== Written request ==
Find and copy lines holding "React".

## begin Input material

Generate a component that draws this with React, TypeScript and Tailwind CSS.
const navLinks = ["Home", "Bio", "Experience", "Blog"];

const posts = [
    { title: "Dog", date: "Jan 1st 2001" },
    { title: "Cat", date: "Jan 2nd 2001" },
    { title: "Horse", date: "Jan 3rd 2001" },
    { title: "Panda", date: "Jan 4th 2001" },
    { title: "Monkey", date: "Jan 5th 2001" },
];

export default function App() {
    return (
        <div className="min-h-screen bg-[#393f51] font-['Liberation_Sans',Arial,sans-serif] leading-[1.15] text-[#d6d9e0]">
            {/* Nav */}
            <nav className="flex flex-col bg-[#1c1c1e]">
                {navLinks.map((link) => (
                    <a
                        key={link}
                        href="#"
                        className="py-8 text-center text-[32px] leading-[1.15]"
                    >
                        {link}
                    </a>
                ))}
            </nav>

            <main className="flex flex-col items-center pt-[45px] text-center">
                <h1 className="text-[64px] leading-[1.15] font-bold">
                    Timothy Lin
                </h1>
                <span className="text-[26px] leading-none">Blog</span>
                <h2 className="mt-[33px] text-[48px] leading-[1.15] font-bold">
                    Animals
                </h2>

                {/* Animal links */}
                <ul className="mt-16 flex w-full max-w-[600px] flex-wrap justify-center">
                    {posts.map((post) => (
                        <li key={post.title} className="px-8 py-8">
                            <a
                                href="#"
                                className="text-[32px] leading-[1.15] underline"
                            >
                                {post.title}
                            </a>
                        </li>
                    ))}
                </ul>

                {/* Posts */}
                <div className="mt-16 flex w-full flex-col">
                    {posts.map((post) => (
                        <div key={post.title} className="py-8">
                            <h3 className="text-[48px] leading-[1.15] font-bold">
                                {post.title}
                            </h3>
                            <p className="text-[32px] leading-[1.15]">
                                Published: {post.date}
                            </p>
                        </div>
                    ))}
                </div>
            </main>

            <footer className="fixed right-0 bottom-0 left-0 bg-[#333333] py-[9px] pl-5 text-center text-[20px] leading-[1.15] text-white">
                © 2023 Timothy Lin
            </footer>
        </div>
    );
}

## end Input material
## begin Input material

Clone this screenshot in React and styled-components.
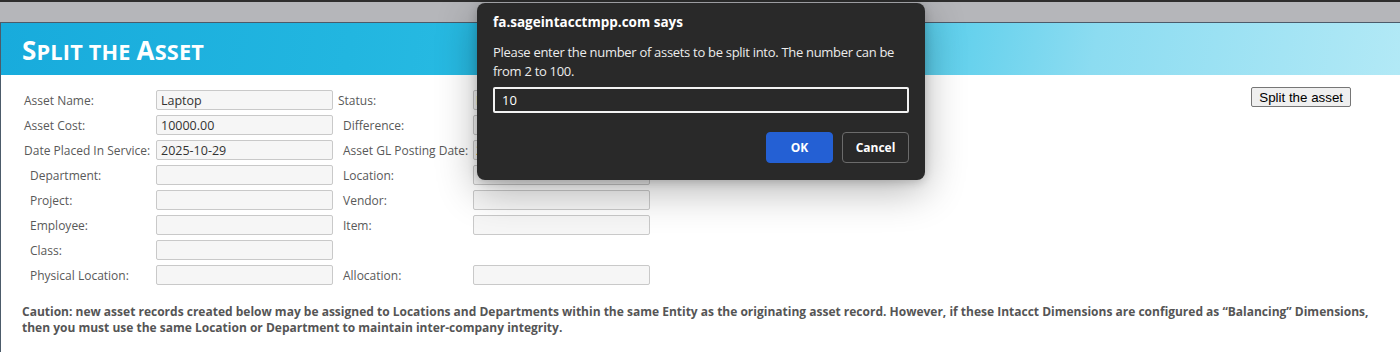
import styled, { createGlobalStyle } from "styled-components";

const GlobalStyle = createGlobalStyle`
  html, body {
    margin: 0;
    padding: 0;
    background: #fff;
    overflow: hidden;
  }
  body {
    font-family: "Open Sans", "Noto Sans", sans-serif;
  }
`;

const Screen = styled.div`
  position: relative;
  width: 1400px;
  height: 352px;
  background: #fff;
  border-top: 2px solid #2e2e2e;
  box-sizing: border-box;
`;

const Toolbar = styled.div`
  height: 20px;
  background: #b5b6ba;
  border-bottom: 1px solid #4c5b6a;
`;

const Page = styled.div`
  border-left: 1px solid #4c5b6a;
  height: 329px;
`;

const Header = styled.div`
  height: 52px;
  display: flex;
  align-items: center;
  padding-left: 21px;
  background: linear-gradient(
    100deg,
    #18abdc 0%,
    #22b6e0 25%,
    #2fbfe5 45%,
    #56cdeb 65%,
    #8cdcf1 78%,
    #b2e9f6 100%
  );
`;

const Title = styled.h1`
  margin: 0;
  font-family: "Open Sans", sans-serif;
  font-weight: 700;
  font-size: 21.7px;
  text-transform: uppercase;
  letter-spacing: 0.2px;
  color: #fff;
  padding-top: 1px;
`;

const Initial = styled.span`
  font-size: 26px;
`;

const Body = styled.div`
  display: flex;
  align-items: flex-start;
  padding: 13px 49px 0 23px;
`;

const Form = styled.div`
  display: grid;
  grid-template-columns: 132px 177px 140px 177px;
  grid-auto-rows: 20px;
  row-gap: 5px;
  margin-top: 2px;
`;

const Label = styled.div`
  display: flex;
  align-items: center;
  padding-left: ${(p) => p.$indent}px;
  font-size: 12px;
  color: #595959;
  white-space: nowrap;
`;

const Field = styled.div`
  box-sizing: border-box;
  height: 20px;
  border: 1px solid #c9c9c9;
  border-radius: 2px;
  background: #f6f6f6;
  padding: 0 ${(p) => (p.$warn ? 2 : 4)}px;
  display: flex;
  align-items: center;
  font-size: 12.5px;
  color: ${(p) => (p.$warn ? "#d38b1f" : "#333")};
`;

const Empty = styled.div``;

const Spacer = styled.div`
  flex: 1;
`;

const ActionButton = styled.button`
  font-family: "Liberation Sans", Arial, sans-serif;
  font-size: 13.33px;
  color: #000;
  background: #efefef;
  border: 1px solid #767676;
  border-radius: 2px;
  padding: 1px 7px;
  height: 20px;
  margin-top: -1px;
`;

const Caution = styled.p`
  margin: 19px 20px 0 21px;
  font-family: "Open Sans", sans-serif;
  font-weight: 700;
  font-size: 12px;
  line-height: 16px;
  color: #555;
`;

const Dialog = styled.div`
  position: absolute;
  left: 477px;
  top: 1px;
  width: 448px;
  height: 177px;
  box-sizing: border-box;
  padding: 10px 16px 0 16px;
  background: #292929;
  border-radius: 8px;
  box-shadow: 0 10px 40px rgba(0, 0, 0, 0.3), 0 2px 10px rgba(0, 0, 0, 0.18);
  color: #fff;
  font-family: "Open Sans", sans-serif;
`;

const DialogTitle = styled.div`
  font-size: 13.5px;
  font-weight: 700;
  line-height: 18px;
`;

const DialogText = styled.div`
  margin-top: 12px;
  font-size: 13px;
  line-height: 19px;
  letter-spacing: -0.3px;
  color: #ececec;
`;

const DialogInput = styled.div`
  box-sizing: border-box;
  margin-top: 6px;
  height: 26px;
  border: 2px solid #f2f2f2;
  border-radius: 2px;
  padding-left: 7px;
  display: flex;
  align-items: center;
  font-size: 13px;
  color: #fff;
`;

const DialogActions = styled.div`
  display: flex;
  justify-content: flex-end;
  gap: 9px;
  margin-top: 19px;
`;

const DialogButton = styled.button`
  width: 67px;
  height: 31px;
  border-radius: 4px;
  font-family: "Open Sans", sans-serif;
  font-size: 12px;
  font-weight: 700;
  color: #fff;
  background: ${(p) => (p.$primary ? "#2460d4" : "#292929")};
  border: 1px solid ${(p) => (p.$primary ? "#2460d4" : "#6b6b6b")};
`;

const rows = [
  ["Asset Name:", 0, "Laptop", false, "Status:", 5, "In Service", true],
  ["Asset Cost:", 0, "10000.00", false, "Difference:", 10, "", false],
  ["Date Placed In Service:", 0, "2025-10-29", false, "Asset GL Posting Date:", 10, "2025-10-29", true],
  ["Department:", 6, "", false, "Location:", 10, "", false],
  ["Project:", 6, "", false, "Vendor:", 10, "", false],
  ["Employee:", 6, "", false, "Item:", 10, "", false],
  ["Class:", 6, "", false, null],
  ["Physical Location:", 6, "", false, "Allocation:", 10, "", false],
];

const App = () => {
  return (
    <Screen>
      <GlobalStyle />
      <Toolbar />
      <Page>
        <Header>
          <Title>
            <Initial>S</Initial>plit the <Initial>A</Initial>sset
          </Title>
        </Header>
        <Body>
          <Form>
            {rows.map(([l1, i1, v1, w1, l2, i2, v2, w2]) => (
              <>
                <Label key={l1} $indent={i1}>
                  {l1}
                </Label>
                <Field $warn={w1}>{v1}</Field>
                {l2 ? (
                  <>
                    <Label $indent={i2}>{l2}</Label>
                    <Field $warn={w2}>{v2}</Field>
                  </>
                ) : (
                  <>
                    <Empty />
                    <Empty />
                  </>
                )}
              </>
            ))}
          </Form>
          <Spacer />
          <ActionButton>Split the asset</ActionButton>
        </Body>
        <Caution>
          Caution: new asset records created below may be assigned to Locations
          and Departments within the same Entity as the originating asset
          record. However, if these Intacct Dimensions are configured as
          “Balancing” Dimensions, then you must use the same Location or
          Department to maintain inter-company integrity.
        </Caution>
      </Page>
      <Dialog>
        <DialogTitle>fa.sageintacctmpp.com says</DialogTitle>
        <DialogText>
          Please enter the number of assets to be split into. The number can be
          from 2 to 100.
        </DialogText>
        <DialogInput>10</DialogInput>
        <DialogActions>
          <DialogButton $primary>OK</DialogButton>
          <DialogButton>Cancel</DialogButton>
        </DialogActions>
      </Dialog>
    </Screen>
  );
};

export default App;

## end Input material

== Complete output ==
Generate a component that draws this with React, TypeScript and Tailwind CSS.
Clone this screenshot in React and styled-components.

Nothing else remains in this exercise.